そう、たかが「えこひいき」なんて軽く考えがちかもしれませんが、このことは「裁き」と直結することになりますので、重々肝に銘じておきたいと思います。他の箇所では「正しいてんびん、正しい重り石、正しいエパ、正しいヒンを使わなければならない。」とも書いています。これは「正義と公正」を行うことにそのままつながっていきます。たしかに人と人の間では、かたよりみたり、えこひいきをしたりすることはあるかもしれませんが、しかし、神様は決して人をかたより見たり、えこひいきをしたりすることなく、すべてにおいて公正に裁きをされる方なので、私たちもそのことに準じていきたいと思います。特にこれからは、不法がまかり通り、そのようなことをこの世の人だけでなくクリスチャンも受け入れていく時代なので、そういった惑わしや罪やだましごとに入って、それによって人をえこひいきして、神の裁きを招くことのないように気をつけていきたいと思います。また、みことばに「聖徒が世界をさばくようになる」ということが書かれていますので、この世においてきちんとしたさばきができなければ、後の世においてそういう立場に置いていただくのは難しいと思いますので、この世においてもきちんとしたさばきをするように心がけていきたいと思います。そして良いものは良いと、悪いものは悪いという風に、常にハッキリとした態度を神の前にも人の前にも示していきたいと思います。

 

聖書に「否は否、しかりはしかりとしなさい、それ以上は罪です」ということばがありますが、これって本当に大事だなぁと思います。
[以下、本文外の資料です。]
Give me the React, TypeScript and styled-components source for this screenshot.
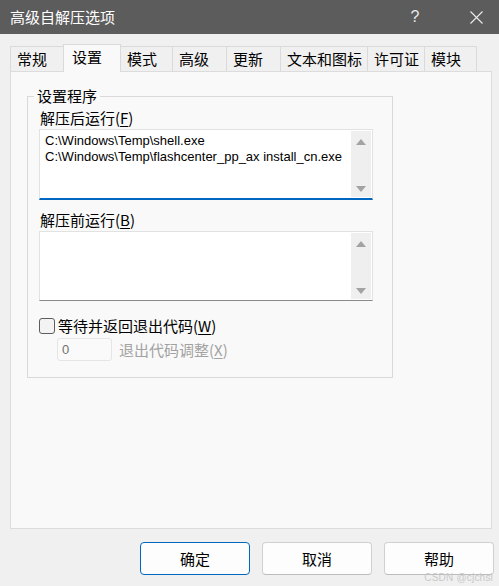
import React from 'react';
import styled, { createGlobalStyle } from 'styled-components';

const GlobalStyle = createGlobalStyle`
  html, body {
    margin: 0;
    padding: 0;
    background: #f0f0f0;
  }
  * {
    box-sizing: border-box;
  }
`;

const UI_FONT = `'Noto Sans CJK SC', 'Noto Sans', sans-serif`;

const Window = styled.div`
  position: relative;
  width: 499px;
  height: 586px;
  overflow: hidden;
  background: #f0f0f0;
  font-family: ${UI_FONT};
  font-size: 15px;
  color: #000;
  display: flex;
  flex-direction: column;
`;

const TitleBar = styled.div`
  height: 34px;
  flex: none;
  background: #5c5c5c;
  color: #ffffff;
  display: flex;
  align-items: center;
  padding-left: 10px;
  .title {
    flex: 1;
    font-size: 15px;
    line-height: 18px;
    margin-top: -1px;
  }
`;

const CaptionButton = styled.div<{ $w: number }>`
  width: ${(p) => p.$w}px;
  height: 34px;
  display: flex;
  align-items: center;
  justify-content: center;
  color: #e8e8e8;
  font-family: 'Liberation Sans', sans-serif;
  font-size: 16px;
`;

const Body = styled.div`
  flex: 1;
  display: flex;
  flex-direction: column;
  padding: 10px 7px 0 10px;
`;

const TabStrip = styled.div`
  display: flex;
  align-items: flex-end;
  height: 28px;
  margin-bottom: -1px;
`;

const Tab = styled.div<{ $active?: boolean; $w: number }>`
  position: relative;
  z-index: ${(p) => (p.$active ? 2 : 0)};
  width: ${(p) => p.$w}px;
  height: ${(p) => (p.$active ? 28 : 26)}px;
  padding-left: ${(p) => (p.$active ? 8 : 6)}px;
  padding-top: 3px;
  line-height: 18px;
  white-space: nowrap;
  background: ${(p) => (p.$active ? '#f9f9f9' : '#f0f0f0')};
  border: 1px solid #dadada;
  border-bottom: ${(p) => (p.$active ? 'none' : '1px solid #dadada')};
  margin-left: -1px;
  &:first-child {
    margin-left: 0;
  }
`;

const Panel = styled.div`
  position: relative;
  z-index: 1;
  height: 458px;
  background: #f9f9f9;
  border: 1px solid #dcdcdc;
  padding: 15px 0 0 16px;
`;

const Group = styled.fieldset`
  width: 366px;
  margin: 0;
  padding: 0 0 16px 11px;
  border: 1px solid #d9d9d9;
  min-width: 0;
`;

const Legend = styled.legend`
  margin-left: -5px;
  padding: 0 3px;
  line-height: 18px;
  font-size: 15px;
`;

const FieldLabel = styled.div<{ $gap: number }>`
  margin-top: ${(p) => p.$gap}px;
  padding-left: 1px;
  line-height: 18px;
  height: 18px;
  u {
    text-underline-offset: 2px;
  }
`;

const EditBox = styled.div<{ $focused?: boolean; $h: number }>`
  margin-top: 2px;
  width: 334px;
  height: ${(p) => p.$h}px;
  background: #ffffff;
  border: 1px solid #e2e2e2;
  border-bottom: ${(p) => (p.$focused ? '2px solid #0067c0' : '1px solid #8a8a8a')};
  display: flex;
`;

const EditText = styled.div`
  flex: 1;
  padding: 3px 0 0 5px;
  font-family: 'Liberation Sans', Arial, sans-serif;
  font-size: 13px;
  line-height: 16px;
  color: #000;
  white-space: pre;
  overflow: hidden;
`;

const ScrollBar = styled.div`
  width: 20px;
  margin: 1px 1px 1px 0;
  background: #efefef;
  display: flex;
  flex-direction: column;
  justify-content: space-between;
  align-items: center;
  padding: 8px 0 5px;
`;

const Arrow = styled.div<{ $down?: boolean }>`
  width: 0;
  height: 0;
  border-left: 5px solid transparent;
  border-right: 5px solid transparent;
  ${(p) =>
    p.$down
      ? 'border-top: 6px solid #a3a3a3;'
      : 'border-bottom: 6px solid #a3a3a3;'}
`;

const CheckRow = styled.div`
  margin-top: 16px;
  display: flex;
  align-items: center;
  gap: 3px;
  height: 18px;
  line-height: 18px;
  u {
    text-underline-offset: 2px;
  }
`;

const CheckBox = styled.div`
  width: 16px;
  height: 16px;
  border: 1px solid #5d5d5d;
  border-radius: 3px;
  background: #f3f3f3;
  flex: none;
`;

const SubRow = styled.div`
  margin-top: 3px;
  margin-left: 18px;
  display: flex;
  align-items: center;
  gap: 7px;
  color: #a2a2a2;
  line-height: 18px;
  u {
    text-underline-offset: 2px;
  }
`;

const NumberField = styled.div`
  width: 55px;
  height: 23px;
  border: 1px solid #e5e5e5;
  border-radius: 3px;
  background: #fafafa;
  color: #707070;
  font-family: 'Liberation Sans', Arial, sans-serif;
  font-size: 13px;
  line-height: 21px;
  padding-left: 4px;
`;

const ButtonRow = styled.div`
  margin-top: 13px;
  margin-right: -2px;
  display: flex;
  justify-content: flex-end;
  gap: 12px;
`;

const DialogButton = styled.div<{ $default?: boolean }>`
  width: 110px;
  height: 33px;
  border-radius: 4px;
  background: #fdfdfd;
  border: 1px solid ${(p) => (p.$default ? '#0067c0' : '#d0d0d0')};
  border-bottom-color: ${(p) => (p.$default ? '#0067c0' : '#bcbcbc')};
  display: flex;
  align-items: center;
  justify-content: center;
  font-size: 15px;
`;

const Watermark = styled.div`
  position: absolute;
  right: 6px;
  bottom: 3px;
  font-family: 'Liberation Sans', Arial, sans-serif;
  font-size: 10px;
  color: #c9c9c9;
  letter-spacing: 0.2px;
`;

const tabs = [
  { label: '常规', w: 54 },
  { label: '设置', w: 58, active: true },
  { label: '模式', w: 53 },
  { label: '高级', w: 55 },
  { label: '更新', w: 55 },
  { label: '文本和图标', w: 88 },
  { label: '许可证', w: 58 },
  { label: '模块', w: 53 },
];

const App = () => {
  return (
    <Window>
      <GlobalStyle />
      <TitleBar>
        <span className={'title'}>高级自解压选项</span>
        <CaptionButton $w={40}>?</CaptionButton>
        <CaptionButton $w={18} />
        <CaptionButton $w={46}>
          <svg width="13" height="13" viewBox="0 0 13 13">
            <path d="M0.5 0.5 L12.5 12.5 M12.5 0.5 L0.5 12.5" stroke="#ececec" strokeWidth="1.1" />
          </svg>
        </CaptionButton>
      </TitleBar>
      <Body>
        <TabStrip>
          {tabs.map((t) => (
            <Tab key={t.label} $w={t.w} $active={t.active}>
              {t.label}
            </Tab>
          ))}
        </TabStrip>
        <Panel>
          <Group>
            <Legend>设置程序</Legend>
            <FieldLabel $gap={4}>
              解压后运行(<u>F</u>)
            </FieldLabel>
            <EditBox $focused $h={71}>
              <EditText>
                {'C:\\Windows\\Temp\\shell.exe\nC:\\Windows\\Temp\\flashcenter_pp_ax install_cn.exe'}
              </EditText>
              <ScrollBar>
                <Arrow />
                <Arrow $down />
              </ScrollBar>
            </EditBox>
            <FieldLabel $gap={11}>
              解压前运行(<u>B</u>)
            </FieldLabel>
            <EditBox $h={70}>
              <EditText />
              <ScrollBar>
                <Arrow />
                <Arrow $down />
              </ScrollBar>
            </EditBox>
            <CheckRow>
              <CheckBox />
              <span>
                等待并返回退出代码(<u>W</u>)
              </span>
            </CheckRow>
            <SubRow>
              <NumberField>0</NumberField>
              <span>
                退出代码调整(<u>X</u>)
              </span>
            </SubRow>
          </Group>
        </Panel>
        <ButtonRow>
          <DialogButton $default>确定</DialogButton>
          <DialogButton>取消</DialogButton>
          <DialogButton>帮助</DialogButton>
        </ButtonRow>
      </Body>
      <Watermark>CSDN @cjchsi</Watermark>
    </Window>
  );
};

export default App;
世の中をはじめ、キリスト教会やクリスチャンが益々悪くなる中で、しかもこれから艱難時代に入っていく中で、益々そういうことに徹していかなければなんていう風な示しを最近主からあらゆることを通して受けたばかりですが、本日のみことばを通して重ねてそういったことを神様が語っているのでは?という風に思いました。

 

特に人に対して・・・それこそ自分の思いや感情や好みとかは別として、人を見るときにみことばに基づいて公正に見て判断して対応していくことは大事なのでは?と思います。そんな中でここ数年前から主から示されていることがあります。それはどんな示しかと言うと、心から神様だけを頼っている人、聖書で言う寄留者、やもめ、みなしごの歩みに徹している人や、みことばのために困難や迫害や試練に会っている人のために特にとりなしをしていきなさいというものです。とりあえず言われたとおりに実践することにしました。そして今でもこのことは継続していますし、これからもずっと続けていくつもりですが、最近へブル人への手紙を通して、そのことについて合点がいきました。このように書かれています。「牢につながれている人々を、自分も牢にいる気持ちで思いやり、また、自分も肉体を持っているのですから、苦しめられている人々を思いやりなさい」というみことばです。

 

以前、あるクリスチャンがこのような証をされていました。「神様は一番弱い人と共にいる」と。そのことばは、今でも私の心に深く焼き付いていますし、その証を聞いたときに、「本当にその通りだ」と思いました。この世においてもそうですが、クリスチャンの間でも、色々な意味合いで強い人、具体的に言うと能力があったり賜物があったりと、そういう人がもてはやされているような傾向が全体に見受けられるように思います。それをすべて否定するわけではありません。しかし、今、申し上げたように、神様は真に神様だけを頼り、助けを求めている人に常に目を注いでおられるお方なので、私自身も、もちろん自分はただの人ではありますが、そういったことに倣っていきたいと、いつしかそんな志が与えられるようになりました。また、自分自身も弱い者だということを常に自覚しつつ、ほんのわずかでもとりなしていけたらなぁという風に思っています。たしかに周囲を見渡せば、救われていない人(未信者)が多いのでそういう人たちのためのとりなしも大事だとは思いますが、聖書のみことばに準じて、一つ一つのことを主にあって成していけたらと思います。メッセージと符号する証かどうかは分かりませんが、何かの助けになったりわずかでもお役に立てたらと思います。本日も大切なことを語ってくださった神様に栄光と誉れがありますように。